Les explications habituelles viennent facilement à l'esprit : nous avons cueilli les fruits les plus accessibles, les problèmes sont plus ardus, l'équipement plus coûteux. Mais dans les conversations chuchotées lors de conférences et les débats nocturnes dans les cafétérias de laboratoire, une autre théorie gagne du terrain. Et si le problème n’était pas la science elle-même ? Et si c’était les scientifiques que le système produit ?

Et si nous avions construit une machine académique si efficace, si professionnalisée, qu'elle broie précisément les esprits inadaptés qui auraient pu changer le monde ?


L'apprentissage de 35 ans

Jetez un œil au parcours de recherche moderne. Quatre ans de licence. Peut-être quelques années de plus pour un master. Puis cinq à sept années supplémentaires pour la thèse de doctorat. Vient ensuite le fameux carrousel post-doctoral — deux ou trois séjours, parfois quatre, chacun durant plusieurs années. Au moment où un chercheur décroche enfin un poste indépendant convoité, il approche souvent de ses 35 ans.

C'est très loin des géants de l'histoire. Newton avait une vingtaine d'années lorsqu'il a inventé le calcul et posé les fondements de la mécanique classique. Einstein avait tout juste 26 ans lorsqu'il a publié ses articles de l'année miraculeuse. Watson avait 25 ans lorsque, avec Crick, il a élucidé la structure de l'ADN.

Le parcours moderne ne fait pas que ralentir les gens. Il façonne ceux qui survivent. Pour durer quinze ans dans le milieu universitaire, il faut avant tout deux qualités : la patience et l'obéissance. Il faut répéter méticuleusement les expériences, peaufiner les propositions de subventions selon le format approuvé et publier dans les bonnes revues. Il faut travailler en douceur sous la direction de superviseurs. Il faut "jouer le jeu".

Mais les révolutionnaires de la science se sont rarement pliés aux règles. Ils étaient obsessionnels. Entêtés. Ils poursuivaient des idées que leurs conseillers détestaient. Ils argumentaient, se laissaient distraire, enfreignaient les règles. Dans le système actuel, ces personnes sont éliminées. L'étudiant brillant mais épineux n'obtient jamais les lettres de recommandation élogieuses. Le doctorant qui veut consacrer trois ans à un pari risqué est mis en garde. Le post-doctorant qui remet en question les dogmes est étiqueté comme un fauteur de troubles.

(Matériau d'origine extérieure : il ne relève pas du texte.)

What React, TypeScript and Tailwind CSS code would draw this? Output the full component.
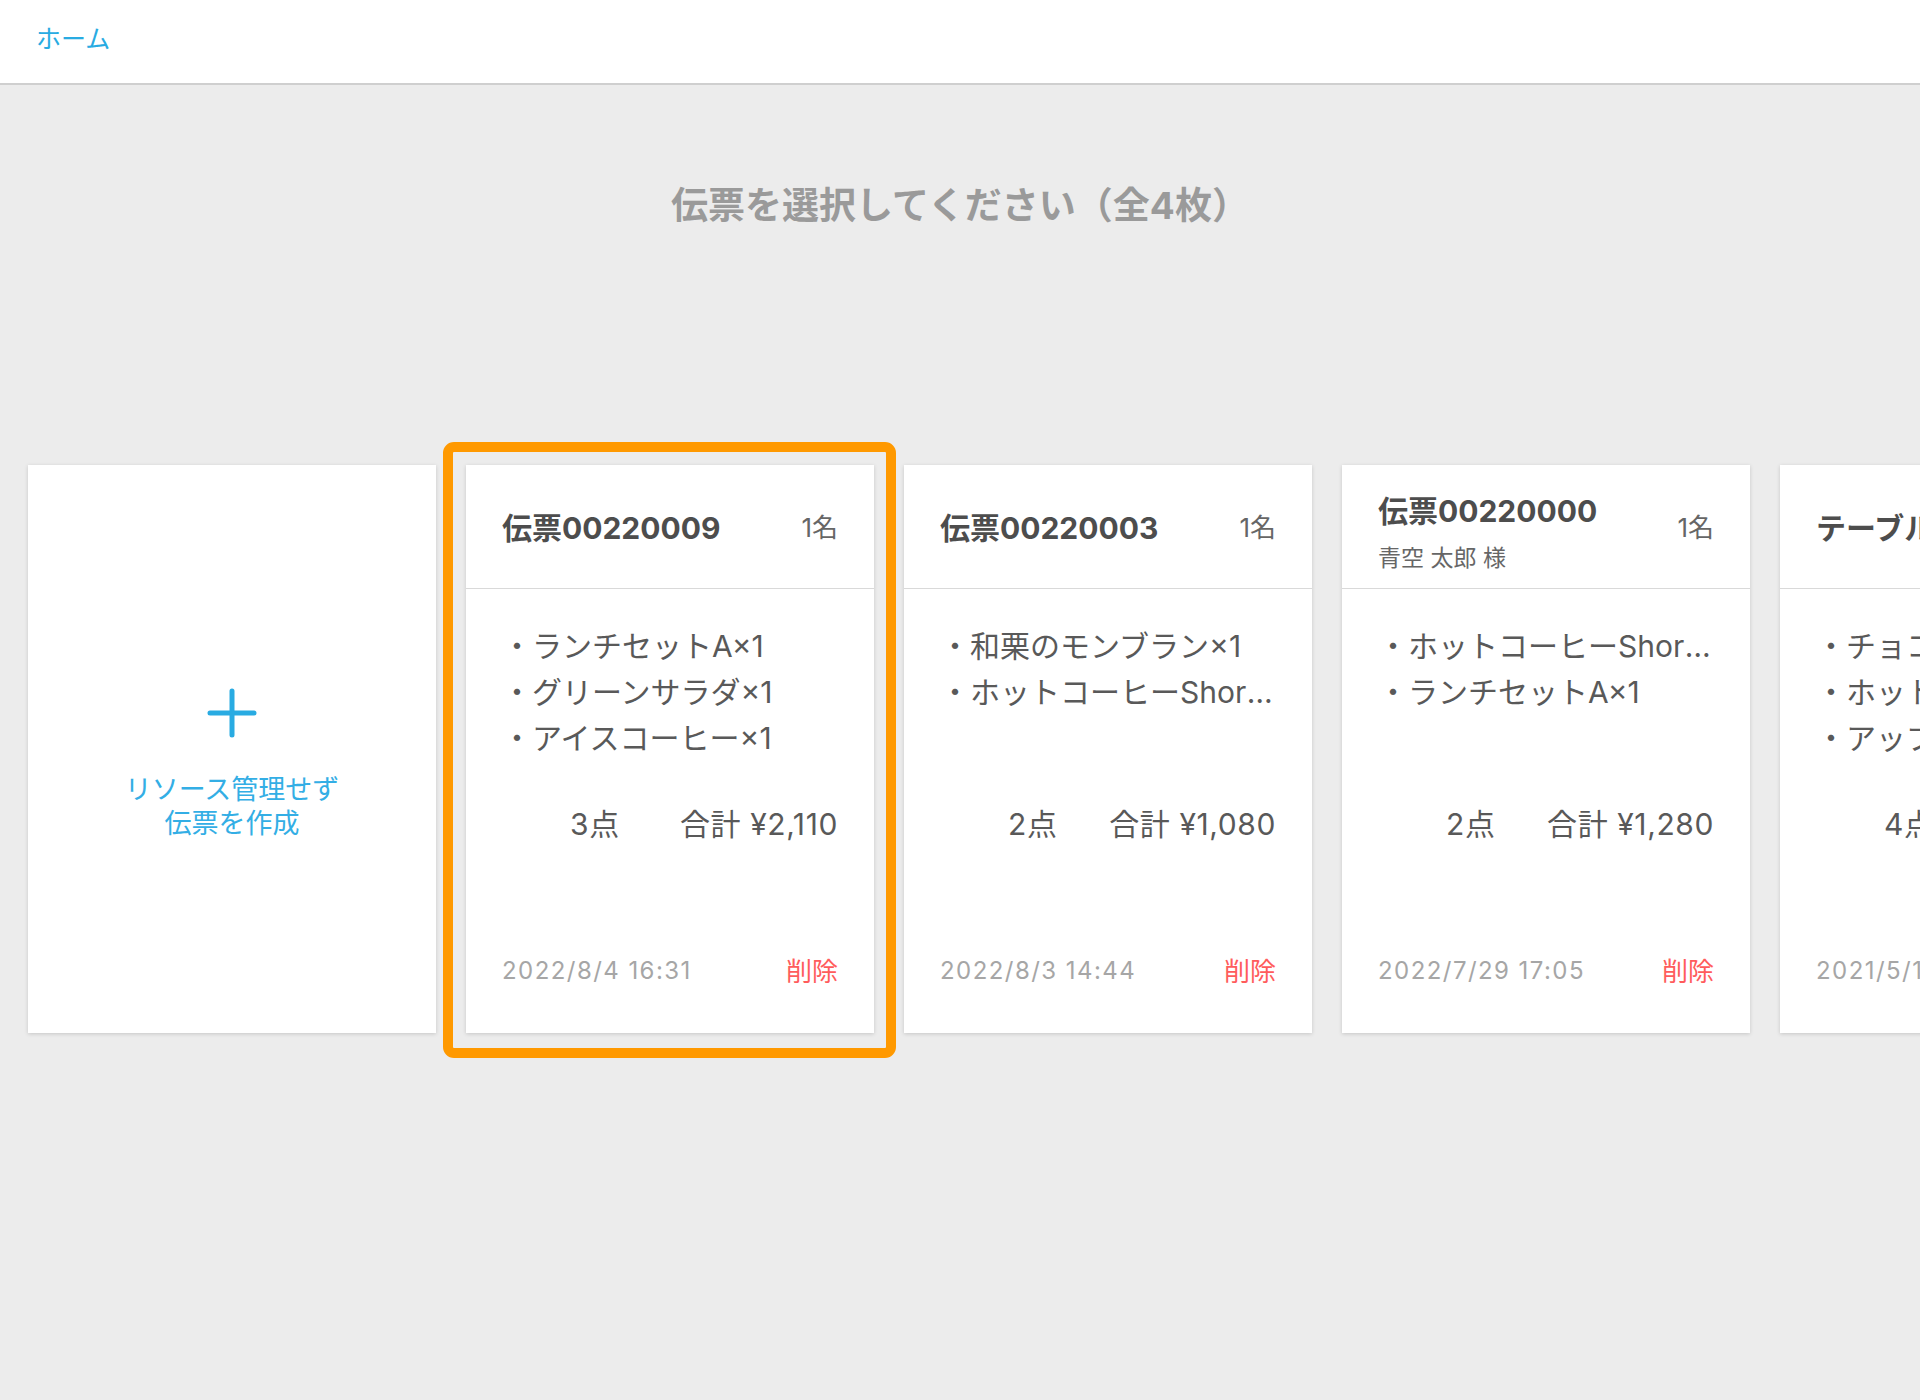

Lorsque le filtrage est terminé, il ne reste qu'une main-d'œuvre de professionnels diligents et déférents. Exactement le mauvais profil pour la science de rupture.


La tyrannie des métriques

Si le long apprentissage est le premier filtre, l'obsession des chiffres est le second.

Les carrières de recherche modernes vivent et meurent par les métriques : articles par an, facteurs d'impact, nombres de citations, montants des subventions. Celles-ci étaient censées apporter de l'équité aux évaluations. Au lieu de cela, elles ont déformé toute la culture.

Lorsque les promotions dépendent de la production, les chercheurs optimisent leur production. Cela signifie chasser les sujets à la mode au lieu des problèmes obscurs mais importants. Cela signifie découper une découverte en plusieurs « unités publiables minimales ». Cela signifie choisir un travail sûr et incrémental plutôt que des bonds audacieux et risqués.

Le résultat est une industrie d'« artisans du papier » – hautement qualifiés, infiniment productifs et presque entièrement oubliables.


Le piège de la spécialisation

Il y a une autre dimension au problème. La science moderne est fracturée en niches de plus en plus étroites.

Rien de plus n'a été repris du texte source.